¡El Salvador, El Sustentador, El Señor y El Juez! -Así prefiero verlo, como ¡Triunfador y Rey de Reyes!
Nuestra cultura, en todos sus aspectos, está profundamente arraigada en las creencias, normas y tradiciones judeo-cristianas. Quizá no nos demos cuenta de esto si nunca hemos pasado tiempo en algún país de cultura islámica, budista o hindú. Por eso, al acercarnos a la Nochebuena, el corazón palpita más fuerte, presintiendo momentos especiales: reuniones con la familia y los amigos, el intercambio de regalos, la sidra y el pan dulce.
Pero en realidad, ¿qué significa esta fiesta? La palabra misma lo dice: Navidad, Natividad, el nacimiento de un bebé, Jesús, a quien nuestra cultura proclama como Señor y Salvador. Todos sentimos la importancia del momento, hasta los que apenas practican la fe cristiana.
Por todos lados vemos imágenes del bebé en un pesebre, de una mujer y un hombre que lo miran con ternura, de unos animales que mansamente los acompañan dentro de un establo pulcro y suavemente iluminado, de unos pastores y reyes. Sabiendo que este niño es el centro de la fiesta, nos inclinamos ante él.
Y luego, para muchos, quizá la mayoría… de vuelta a la sidra y el pan dulce.
La realidad bíblica es otra. Según las Sagradas Escrituras la historia de Jesucristo no empieza ni termina en Belén. Está presente desde el primer versículo de Génesis hasta el último del Apocalipsis. El apóstol san Juan, en su evangelio, lo define como el Creador del universo; y el mismo autor, en el Apocalipsis, lo presenta como el que presidirá el juicio final. El gran pintor renacentista Miguel Ángel lo plasmó todo en los frescos de la Capilla Sixtina del Vaticano.
San Pablo, en su Carta a los Colosenses, dice esto acerca de Jesús: “Él es la imagen del Dios invisible, el Primogénito de toda la creación, porque en él fueron creadas todas las cosas, tanto en el cielo como en la tierra, los seres visibles y los invisibles, Tronos, Dominaciones, Principados y Potestades: todo fue creado por medio de él y para él. Él existe antes que todas las cosas y todo subsiste en él. El es también la Cabeza del Cuerpo, es decir, de la iglesia. Él es el Principio, el Primero que resucitó de entre los muertos, a fin de que él tuviera la primacía en todo, porque Dios quiso que en él residiera toda la Plenitud.
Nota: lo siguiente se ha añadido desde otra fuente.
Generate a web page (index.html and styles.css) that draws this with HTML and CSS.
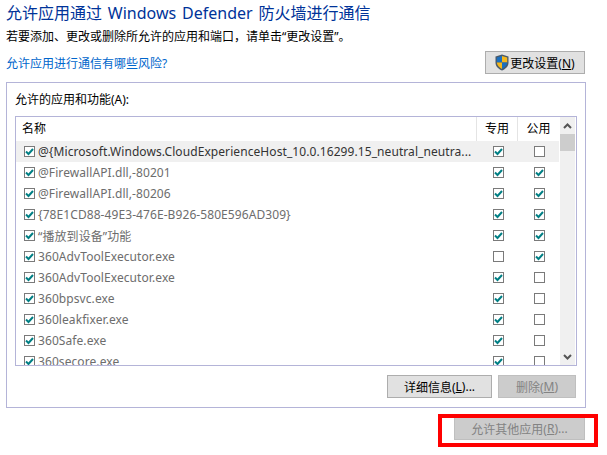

Por él quiso reconciliar consigo todo lo que existe en la tierra y en el cielo, restableciendo la paz por la sangre de su cruz”.
San Lucas, en el Libro de los Hechos, añade: “Porque él (Dios) ha establecido un día para juzgar al universo con justicia, por medio de un Hombre que él ha destinado y acreditado delante de todos, haciéndolo resucitar de entre los muertos”.
Según Jesús, él es Dios mismo (“El que me ha visto, ha visto al Padre; El Padre y yo somos una sola cosa”). De acuerdo con las Sagradas Escrituras, Jesús (“Dios Salvador”), el Cristo (“el ungido de Dios”), Emanuel (“Dios con nosotros”), es el Creador, el Sustentador, el Salvador, el Señor, el Juez. Tomando forma humana, nació, vivió, murió, resucitó, ascendió, vendrá nuevamente a juzgar y reinará por toda la eternidad.
Esta es la persona que honramos en las dos fiestas mayores del cristianismo: Navidad (su nacimiento) y Pascua (su muerte y resurrección). Todo esto lo puedo aceptar o rechazar; nadie me obliga a creerlo. Pero si me digo cristiano, debo abrirme los ojos a lo que supuestamente creo. Si el bebé en el pesebre no me es más que un adorno, si la cruz no me es más que un ornamento, debería pensar bien en si mis creencias religiosas son algo más que simplemente rituales estériles y tradiciones huecas. Que esta Navidad sea un despertar a la realidad de quién es Cristo Jesús, y cuál es mi relación con él como Señor y Salvador.